The Way of Brobarians

It can be eerily quiet or obnoxiously loud. A stampede of elephant stomps quickly turns to silent ninja stealth as they creep and crawl their way to the kitchen, hiding behind walls and furniture. Of course I know. Of course I see. But to acknowledge their presence prematurely would result in total devastation and crushed souls. So I wait for it while continuing to wash the dishes.

A loaded nerf gun peaks around the corner. I hear their whispers and giggles. Then the countdown commences. “12345678910, go, and bah bah bah BAH, and ready set GO!” Jumping around the corner they race towards me, armed to the teeth with nerf guns and empty water pistols. “SURPRISE ATTAAAAAAACK!!!” they shout together in boyish delight, melting into puddles of laughter as I turn and scream, feigning a look of total shock, then rush in to tickle them silly.

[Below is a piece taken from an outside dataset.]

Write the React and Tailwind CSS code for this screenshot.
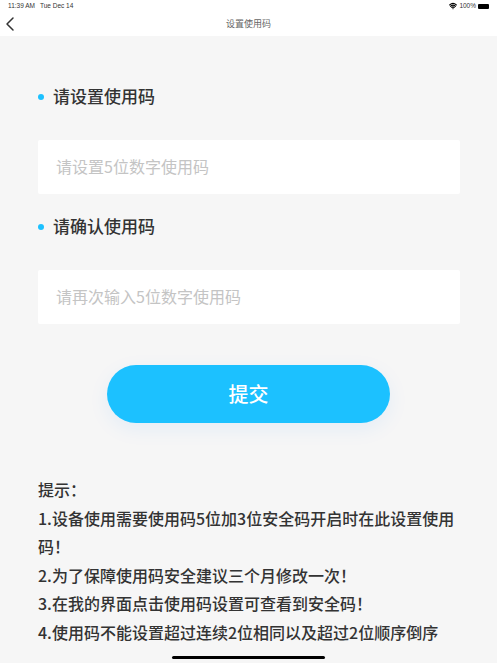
import React from "react";
import { ChevronLeft, Wifi } from "lucide-react";

const font = "font-['Noto_Sans_CJK_SC','Noto_Sans',sans-serif]";

const hints = [
  "1.设备使用需要使用码5位加3位安全码开启时在此设置使用码！",
  "2.为了保障使用码安全建议三个月修改一次！",
  "3.在我的界面点击使用码设置可查看到安全码！",
  "4.使用码不能设置超过连续2位相同以及超过2位顺序倒序",
];

function Field({ label, placeholder }) {
  return (
    <div>
      <div className="flex items-center h-[26px]">
        <span className="w-[6px] h-[6px] rounded-full bg-[#1cc1ff]" />
        <span className="ml-[9px] text-[17px] leading-[24px] pb-[2px] font-medium text-[#333333]">{label}</span>
      </div>
      <div className="mt-[30px] h-[54px] rounded-[2px] bg-white flex items-center pl-[18px] pb-[2px] text-[16px] text-[#c4c4c4]">
        {placeholder}
      </div>
    </div>
  );
}

export default function App() {
  return (
    <div className={`relative w-[497px] h-[663px] overflow-hidden bg-[#f6f6f6] ${font}`}>
      <div className="bg-white h-[36px]">
        <div className="h-[12px] flex items-center justify-between pl-[8px] pr-[8px] font-['Liberation_Sans',sans-serif] text-[6.5px] text-[#333333]">
          <div className="flex gap-[5px]">
            <span>11:39 AM</span>
            <span>Tue Dec 14</span>
          </div>
          <div className="flex items-center gap-[2px]">
            <Wifi className="w-[8px] h-[8px] text-black" strokeWidth={3.5} />
            <span>100%</span>
            <div className="w-[11px] h-[5px] rounded-[1px] bg-black" />
          </div>
        </div>
        <div className="relative h-[24px] flex items-center justify-center text-[9px] text-[#666666]">
          <ChevronLeft className="absolute left-[-2px] top-0 w-[24px] h-[24px] text-[#333333]" strokeWidth={1.5} />
          设置使用码
        </div>
      </div>

      <div className="pt-[48px] pl-[38px] pr-[37px] flex flex-col gap-[20px]">
        <Field label="请设置使用码" placeholder="请设置5位数字使用码" />
        <Field label="请确认使用码" placeholder="请再次输入5位数字使用码" />
      </div>

      <div className="flex justify-center mt-[41px]">
        <button className="w-[283px] h-[58px] rounded-full bg-[#1cc1ff] text-white text-[20px] font-medium shadow-[0_6px_20px_rgba(28,130,255,0.08)]">
          提交
        </button>
      </div>

      <div className="mt-[52px] pl-[38px] pr-[36px] text-[16px] leading-[28.5px] font-medium text-[#333333]">
        <div>提示：</div>
        {hints.map((hint) => (
          <div key={hint}>{hint}</div>
        ))}
      </div>

      <div className="absolute left-[172px] bottom-[4px] w-[153px] h-[3px] rounded-full bg-black" />
    </div>
  );
}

Aaaaand repeat. Again. And again. And again.

Then there are the bugs. So many bugs. We currently have an entire jar of cicada molts and one dead cicada sitting on our dining room table. My oldest son likes to hold the jar and shake it while we eat. Also on our dining room table is a large container of mud. I don’t even know why. It’s been there so long I can’t remember the reason. And a shell from a local stream, a handful of acorns, a magnifying glass and one stray marble. I would also be remiss if I didn’t mention the container of sand and construction vehicles sitting next to the squeaky giraffe toy, across from the latest Lego creation. And that’s only half of it. We have a large table. Yay.

I love the term “brobarian.” It comes from the children’s book Brobarians by Lindsay Ward, and is a fitting description of my sons. The dirty hands, muddy shoes, paint splatters, sandy (broken) furniture, every single pair of pants with holes in the knees, marked up walls… it all points to their insatiable desire for adventure and experience. At this very moment, both boys are shirtless. One is outside in the backyard playing in a patch of dirt with monster trucks and the other is sitting at my feet cutting paper into tiny squares (“doors,” as he called them just now), for reasons only he knows. Still, I encourage it- even suggest that he get out a glue stick and create something with the paper pieces. So he does, and he is proud of it- double and triple checking to make sure that I am also proud of it.

Boys need affirmation and lots of it. I deeply value the tenderness of my sons’ hearts and do everything I can to foster it. They need to know I’m watching, that I’m listening, that I think their creations and ninja moves and songs are always spectacular and wonderful. They need to hear my encouragement and know that I care. They receive plenty of correction, too, because these feral children still need boundaries, so of course a balance must exist. But in order to fill their tender hearts, they need my attentive presence and eyes and ears. They need to believe that what they are doing matters. Isn’t that true for all of us?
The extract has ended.